高知-2. 四万十川(その6) 平成25年10月12日(土)快晴
夏の空気と秋の空気の境界の寒冷前線が通過し、長かった夏がやっと過ぎ絶好の遡行日和到来。満を持して南風1号に乗車。普段はガラガラの車内は5割の乗車率。さすが3連休の初日である。久しぶりの四万十川の再開であるが、窪川からの予土線もバスも接続が悪く、窪川で2時間近くも待つのはもったいないので手前の須崎駅で途中下車する。ここ須崎は土讃線建設の起点でここから高知に向かって線路が引かれた。須崎は深い入江を持った港で資材搬入に便利なのが決め手になった。四国最初の鉄道も多度津(港)から始まった。駅前にはこれらの解説と記念品が展示されている。
次の普通列車までの時間駅前を散策する。駅近くの県道に入ると大きく「駅前食堂」と書かれた看板が目につく。メニューには須崎名物の鍋焼きラーメンも有る。喜劇映画に使えそうな店構えである。足元の久しぶりに見るマンホールの絵柄はカワセミである。港町須崎のイメージとは異なる絵柄である。帰宅して調べると須崎の市の鳥であった。
途中の伊野駅で追い越された普通列車に乗り込み再度窪川に向かう。途中、「安和」なる駅が現れ、これを「あわ」と読む。ここは阿波では無く土佐やきに!
窪川到着11時49分。これでも12時45分発のバスまで時間は十分にある。高知駅のホームで買った鯖寿司を食べ時間を過ごす。予土線は13時28分発なので高南観光バスに乗り、野地分岐バス停から前回の折返し点の土佐大正に川を下ることにした。列車、バスを良く調べた結果の苦肉の策である。高南観光バスは、これまで何回も乗った嶺北観光、北幡観光と同じ高知県交通撤退路線を引き継いだローカル観光バス会社である。バス車体の横には大きく「四万十」と書かれ、貸切観光バスが走ることで四万十川を全国にPRしている。
定刻2名乗車で土佐くろしお鉄道駅舎の前から北の川行きのマイクロバスは発車。明日歩く予定の国道381号を快調に走り「野地分岐」バス停で下車。ここは四万十川がこれ以上無いぐらい大きく屈曲する地点で、6kmに渡って折れ曲がる川の根元の幅はわずかに200m。そこを国道は150mほどのトンネルで短絡してしまう。今日はひとまずこの根元のトンネルを潜り下流の土佐大正を目指す。この屈曲部は明日に残しておく。昨日までの雨で水量豊かに川は流れている。南風からの車窓から見た吉野川の大歩危、小歩危は急流が凄まじかった。

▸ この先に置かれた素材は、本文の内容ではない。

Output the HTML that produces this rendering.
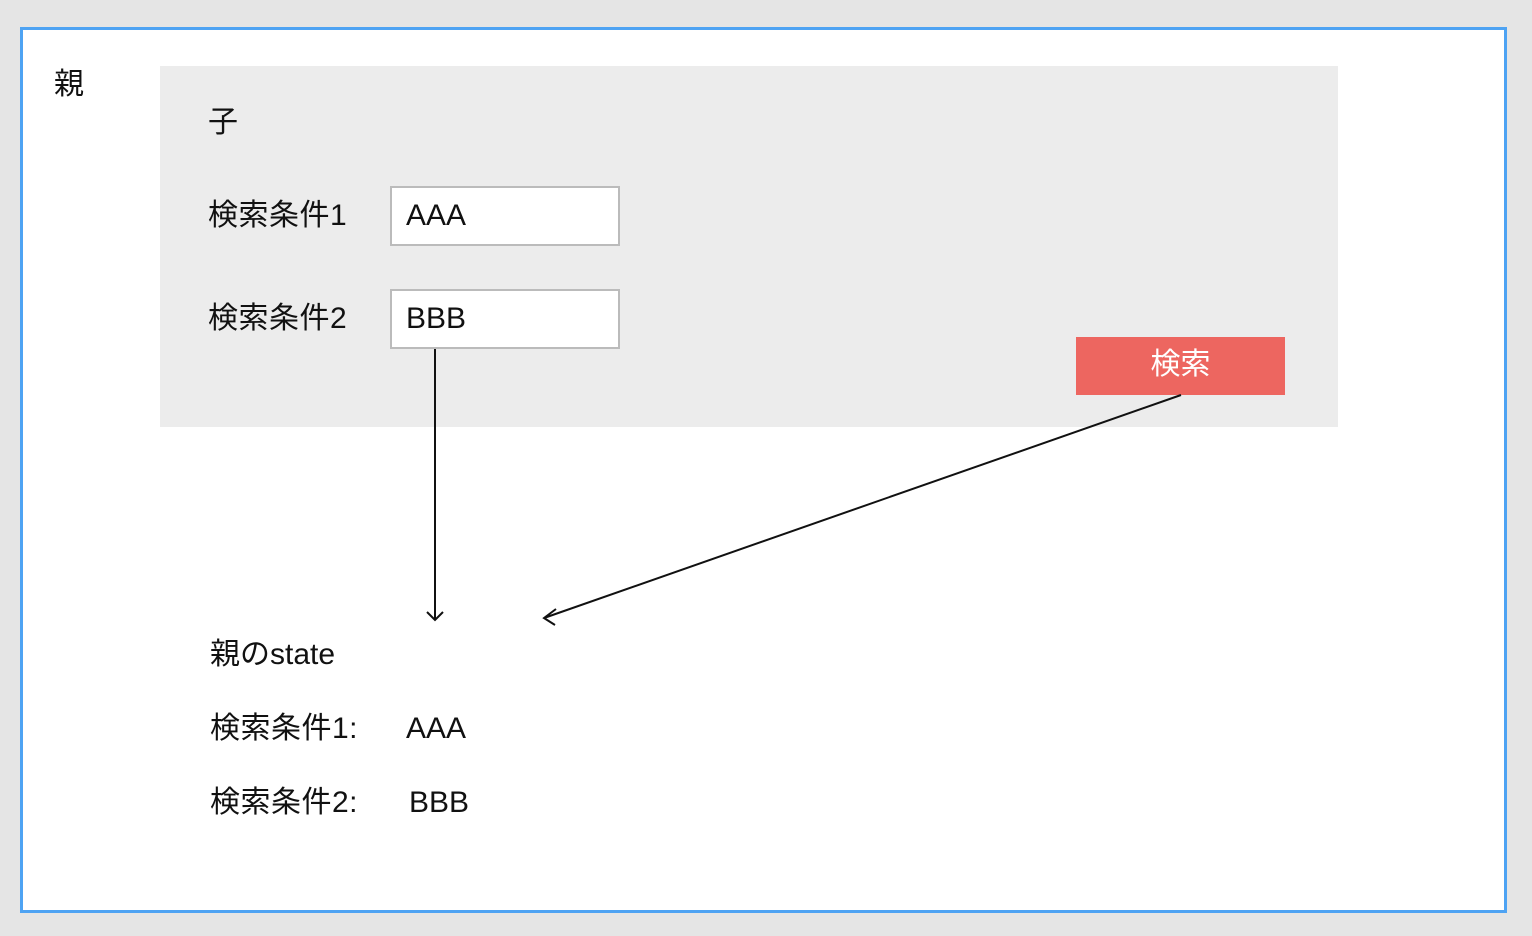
<!DOCTYPE html>
<html><head><meta charset="utf-8"><style>
*{margin:0;padding:0;box-sizing:border-box}
body{width:1532px;height:936px;background:#e5e5e5;position:relative;overflow:hidden;font-family:"Liberation Sans","Noto Sans CJK JP",sans-serif;color:#111}
.t{position:absolute;font-size:30px;line-height:36px;white-space:nowrap}
#outer{position:absolute;left:20px;top:27px;width:1487px;height:886px;border:3px solid #4ea3f3;background:#fff}
#child{position:absolute;left:160px;top:66px;width:1178px;height:361px;background:#ececec}
.inp{position:absolute;width:230px;height:60px;border:2px solid #bbb;background:#fff}
#btn{position:absolute;left:1076px;top:337px;width:209px;height:58px;background:#ed6660;color:#fff;font-size:30px;text-align:center;line-height:56px}
svg{position:absolute;left:0;top:0}
</style></head><body>
<div id="outer"></div>
<div id="child"></div>
<div class="t" style="left:54px;top:67px">親</div>
<div class="t" style="left:208px;top:105px">子</div>
<div class="t" style="left:208px;top:198px;letter-spacing:0.5px">検索条件1</div>
<div class="t" style="left:208px;top:301px;letter-spacing:0.5px">検索条件2</div>
<div class="inp" style="left:390px;top:186px"></div>
<div class="inp" style="left:390px;top:289px"></div>
<div class="t" style="left:406px;top:198px">AAA</div>
<div class="t" style="left:406px;top:301px">BBB</div>
<div id="btn">検索</div>
<div class="t" style="left:210px;top:637px">親のstate</div>
<div class="t" style="left:210px;top:711px;letter-spacing:0.5px">検索条件1:</div>
<div class="t" style="left:406px;top:711px">AAA</div>
<div class="t" style="left:210px;top:785px;letter-spacing:0.5px">検索条件2:</div>
<div class="t" style="left:409px;top:785px">BBB</div>
<svg width="1532" height="936" fill="none" stroke="#111" stroke-width="2">
<path d="M435 349V620M427 612L435 620L443 612"/>
<path d="M1181 395L544 618M556 609L544 618L555 625"/>
</svg>
</body></html>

上宮橋を過ぎると同名の沈下橋が現れる。国道から沈下橋を渡り左岸側の集落の間の道を進む。名前の元になった神社がすぐに見つかる。じょうぐうと読むのですぞ。川沿いには土佐名産の生姜畑が続く。
大きく曲がると予土線も現れ暫し線路と平行して進む。国道から分岐し南に向かう県道55号の打井川橋を渡り再び国道に戻る。JR打井川駅は川の直ぐ傍にあり、川の見晴らしは一番である。海岸に近い駅は数多く有りテレビでも良く紹介されているが、川ではここが好いよ。
歩道完備の国道を夕陽を浴びながら西に向かう。上岡の沈下橋はスパンが長く、大きな力を受けるので桁の断面は流線型をしている。数多くの沈下橋の中でももっとも格好いい橋である。上岡の集落の軒先に花のように見える葉が赤と赤と黄のぶちになった植物が夕陽を浴びている。
やがて予土線のトラス橋が川を横断している場所に来る。橋の名前はトラスの端部に書かれ、その名は「仁井田川橋梁」とある。仁井田川は窪川の北で東から流れて来て合流する川であるが、国鉄は四万十川(渡川)を無視していたのか?
やがて前回折り返した道の駅が現れ、暫し休憩し直ぐに大正駅に向かう。この道は前回折返しに往復したのでこれで三度目の道である。街中の民家の庭に今時珍しい柘榴が大きな実を付けている。これは西洋柘榴のようだ。
駅で暫し待ち窪川行きに乗り今宵の宿に向かう。車窓には今日歩いた道と川が見える。
本日の歩行距離:13.5km。調査した橋の数:6。
総歩行距離:6,372.6km。総調査橋数:10,127。